To be wholly effective, I need to know the operation from the mailroom to the boardroom and listen not only to the team who know that space intimately but to the customers who entrust us with their business. A team of skilled people willing to work in concert helps make each individual better. I take pride in what I do and truly enjoy helping people succeed above all else. It is a driving force my life as an individual and a professional. My personal investment in others is always returned tenfold.
How do you keep yourself creative and driven regardless of how busy you are day to day?
We make time to have fun and it goes a long way toward keeping the creative juices flowing. Downtime for fun is good for the well-being and morale of our entire staff, which benefits me directly and indirectly. We keep the office stocked with craft beer and nerf darts, and our team members are encouraged to bring their dogs to work. Taking a quick break to engage in nerf battle with coworkers detracts from the effects of stress, breaks mental blocks, and allows us to refocus on the tasks at hand. It also builds rapport between employees, which is invaluable. I find that getting out of my routine keeps things fresh. Time away from the office, working with our marketing consultants on proposals, and off-site appointments help me generate ideas. It helps to know we have a sounding board of those entrusted to keep our focus; open and honest communication is essential. Really, you just need to take a step back and review the results you have created. It actually is a motivator to create even greater success in your next marketing or creative project.

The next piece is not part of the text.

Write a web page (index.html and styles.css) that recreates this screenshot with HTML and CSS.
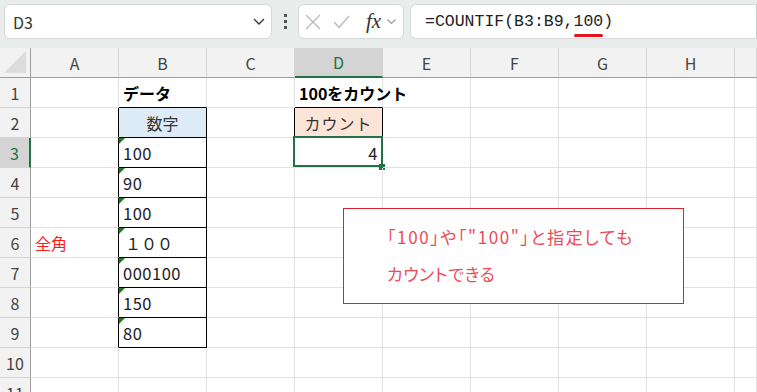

Learning something new every day creates great energy and helps remind me that not every idea is a good one. Also, I’ve given up on trying to be perfect on the first take. When I worry about how things will turn out, it crushes my creativity. I focus on the process instead of the outcome, get a draft together, then review to make changes. I trust our team with the final product, and they trust me to support them as people and teammates.
What do you see as the future of media strategy or advertising?
From the consumer standpoint, your shopping and travel experience will be tailored so that the world around you bends to your likes and interests. This is already happening, to an extent. Push notifications, which can be delivered to a variety of wearables as well as mobile, use exact GPS-information to serve consumers relevant content. When done right, alerts like these can add value to shoppers’ in-store experiences by highlighting sales, deals or items that would have previously gone unnoticed. From a marketing standpoint, we’ll be even better able to ensure the right message meets the right audience. The rolling out of Facebook “Reactions” will soon allow the marketer to analyze not only if the ad is generating leads but how consumers feel about their ad helping to ameliorate propensities for cognitive bias. By pairing creativity and behavioral psychology, backed by analytics on fleek, we’ll be able to further optimize our advertising, strengthening the bond between brand and consumer.
What is your best PR, marketing or advertising tip for businesses?
It’s never just the tip, but rather the sum total of tactics creating the strategy that leads to a successful campaign. Keep evolving and growing. Doing things the way they’ve always been done only works with family recipes. Take a step back, evaluate the motivation behind what you’re doing, and question if there’s a better way. All too often we get complacent in the same routine, so shake it up and keep it fresh, or your sales (and life) will get stale and antiquated.
If there is a tip at all, maybe it is envision your success as a professional. Imagine the results the client will achieve from you and your teams expertise before you get started on anything. Always try to take a unique approach, put words together in a different way, create something that no one else uses so you can stand apart, and be relevant and memorable.